### WHAT TO PRODUCE
Reproduce the records below in full and exactly, without their images.

***** PROVIDED DATA

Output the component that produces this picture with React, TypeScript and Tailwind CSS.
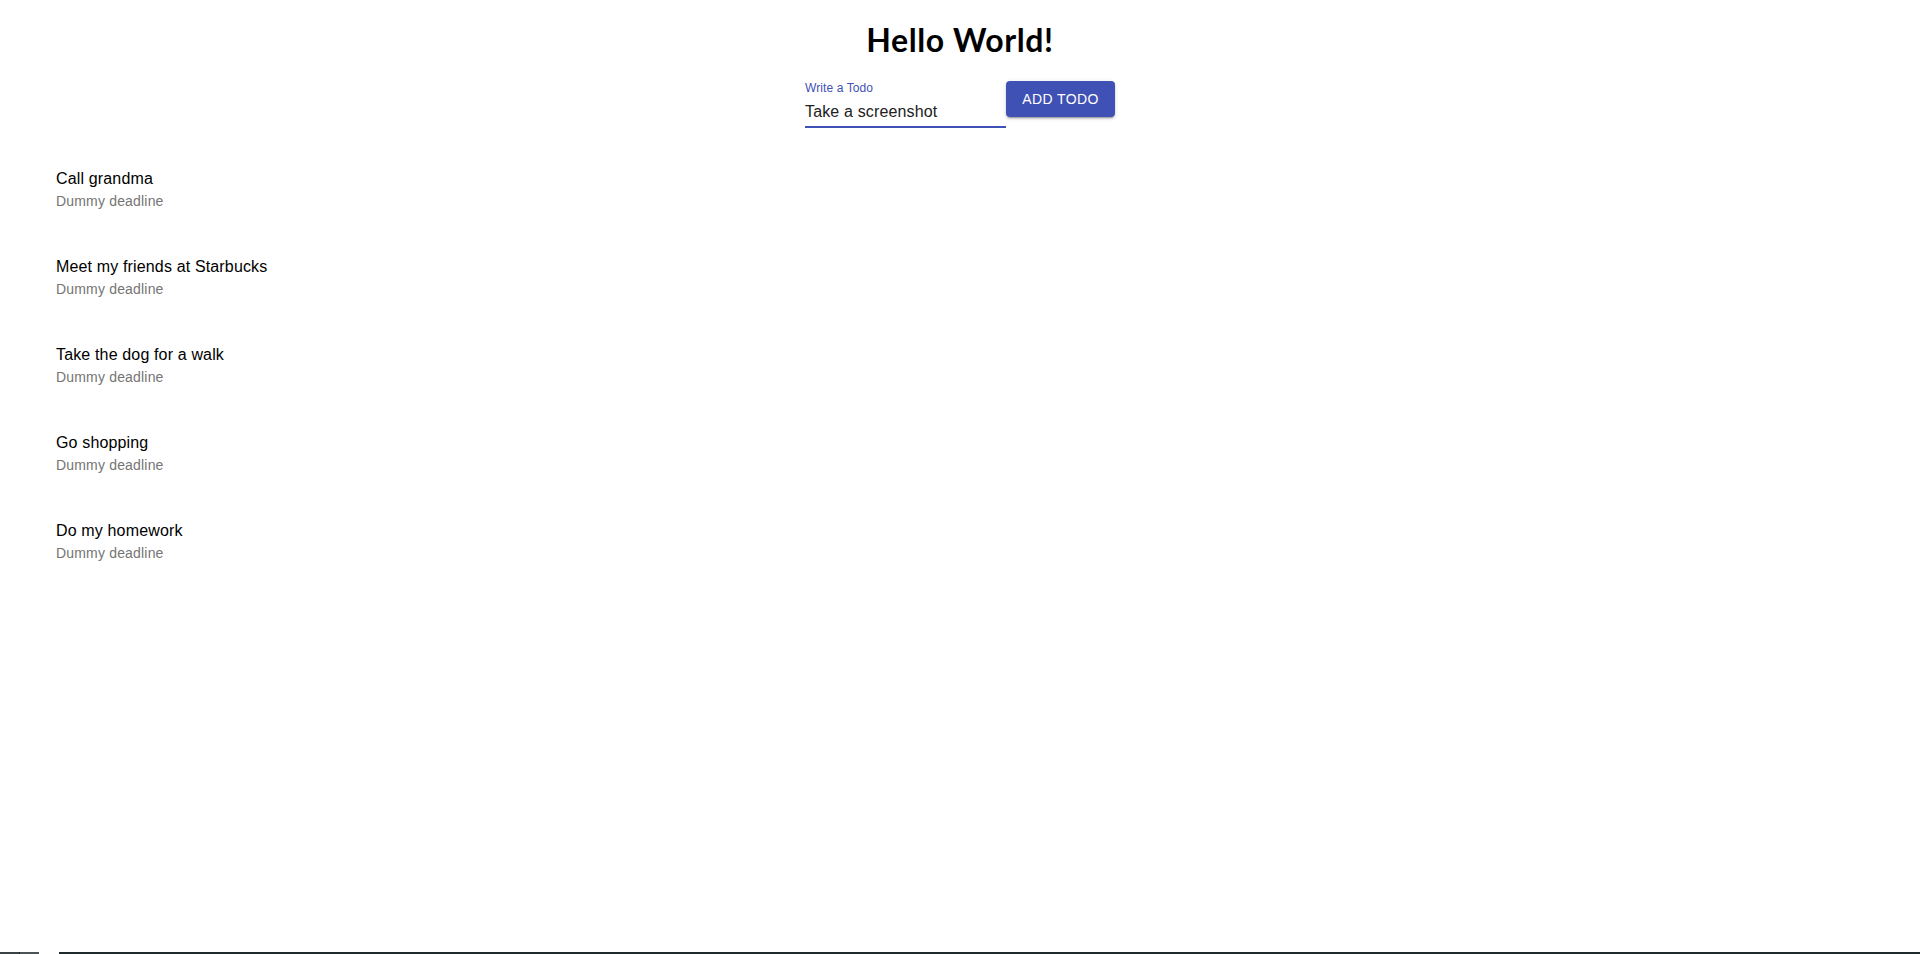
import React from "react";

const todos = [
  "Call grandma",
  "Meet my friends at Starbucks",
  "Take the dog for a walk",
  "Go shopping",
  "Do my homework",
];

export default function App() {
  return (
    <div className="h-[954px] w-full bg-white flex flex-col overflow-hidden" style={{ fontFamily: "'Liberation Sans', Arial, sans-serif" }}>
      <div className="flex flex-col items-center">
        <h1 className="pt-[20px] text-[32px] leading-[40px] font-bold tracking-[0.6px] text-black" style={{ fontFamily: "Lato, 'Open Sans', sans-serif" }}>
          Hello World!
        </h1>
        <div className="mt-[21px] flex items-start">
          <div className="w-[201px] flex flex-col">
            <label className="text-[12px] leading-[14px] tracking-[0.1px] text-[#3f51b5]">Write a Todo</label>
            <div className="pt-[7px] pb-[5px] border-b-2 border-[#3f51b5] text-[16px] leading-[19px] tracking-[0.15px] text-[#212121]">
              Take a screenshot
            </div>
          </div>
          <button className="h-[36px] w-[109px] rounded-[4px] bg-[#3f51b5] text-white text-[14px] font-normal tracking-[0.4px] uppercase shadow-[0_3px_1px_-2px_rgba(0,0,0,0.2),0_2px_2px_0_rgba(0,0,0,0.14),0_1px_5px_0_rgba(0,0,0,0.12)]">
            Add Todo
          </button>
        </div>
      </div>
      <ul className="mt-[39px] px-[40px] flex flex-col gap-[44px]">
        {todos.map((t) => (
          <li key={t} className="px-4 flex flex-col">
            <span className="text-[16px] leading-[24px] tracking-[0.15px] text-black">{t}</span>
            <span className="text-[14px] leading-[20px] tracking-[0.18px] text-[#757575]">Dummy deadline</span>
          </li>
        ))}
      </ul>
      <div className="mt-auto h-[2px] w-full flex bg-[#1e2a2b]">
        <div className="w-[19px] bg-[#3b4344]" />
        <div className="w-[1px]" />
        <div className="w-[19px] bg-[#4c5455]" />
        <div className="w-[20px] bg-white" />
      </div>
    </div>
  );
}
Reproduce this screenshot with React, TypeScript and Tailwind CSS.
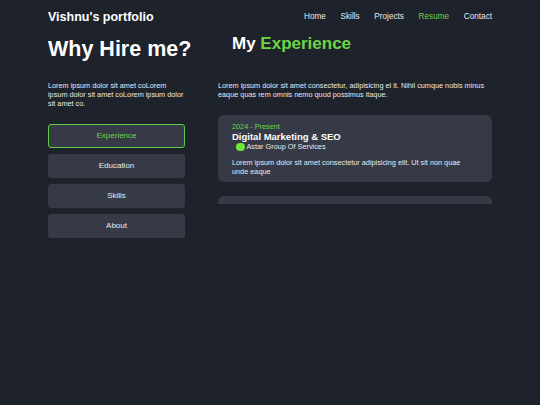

**********

### TASK ANSWER
Output the component that produces this picture with React, TypeScript and Tailwind CSS.
import React from "react";

const todos = [
  "Call grandma",
  "Meet my friends at Starbucks",
  "Take the dog for a walk",
  "Go shopping",
  "Do my homework",
];

export default function App() {
  return (
    <div className="h-[954px] w-full bg-white flex flex-col overflow-hidden" style={{ fontFamily: "'Liberation Sans', Arial, sans-serif" }}>
      <div className="flex flex-col items-center">
        <h1 className="pt-[20px] text-[32px] leading-[40px] font-bold tracking-[0.6px] text-black" style={{ fontFamily: "Lato, 'Open Sans', sans-serif" }}>
          Hello World!
        </h1>
        <div className="mt-[21px] flex items-start">
          <div className="w-[201px] flex flex-col">
            <label className="text-[12px] leading-[14px] tracking-[0.1px] text-[#3f51b5]">Write a Todo</label>
            <div className="pt-[7px] pb-[5px] border-b-2 border-[#3f51b5] text-[16px] leading-[19px] tracking-[0.15px] text-[#212121]">
              Take a screenshot
            </div>
          </div>
          <button className="h-[36px] w-[109px] rounded-[4px] bg-[#3f51b5] text-white text-[14px] font-normal tracking-[0.4px] uppercase shadow-[0_3px_1px_-2px_rgba(0,0,0,0.2),0_2px_2px_0_rgba(0,0,0,0.14),0_1px_5px_0_rgba(0,0,0,0.12)]">
            Add Todo
          </button>
        </div>
      </div>
      <ul className="mt-[39px] px-[40px] flex flex-col gap-[44px]">
        {todos.map((t) => (
          <li key={t} className="px-4 flex flex-col">
            <span className="text-[16px] leading-[24px] tracking-[0.15px] text-black">{t}</span>
            <span className="text-[14px] leading-[20px] tracking-[0.18px] text-[#757575]">Dummy deadline</span>
          </li>
        ))}
      </ul>
      <div className="mt-auto h-[2px] w-full flex bg-[#1e2a2b]">
        <div className="w-[19px] bg-[#3b4344]" />
        <div className="w-[1px]" />
        <div className="w-[19px] bg-[#4c5455]" />
        <div className="w-[20px] bg-white" />
      </div>
    </div>
  );
}
Reproduce this screenshot with React, TypeScript and Tailwind CSS.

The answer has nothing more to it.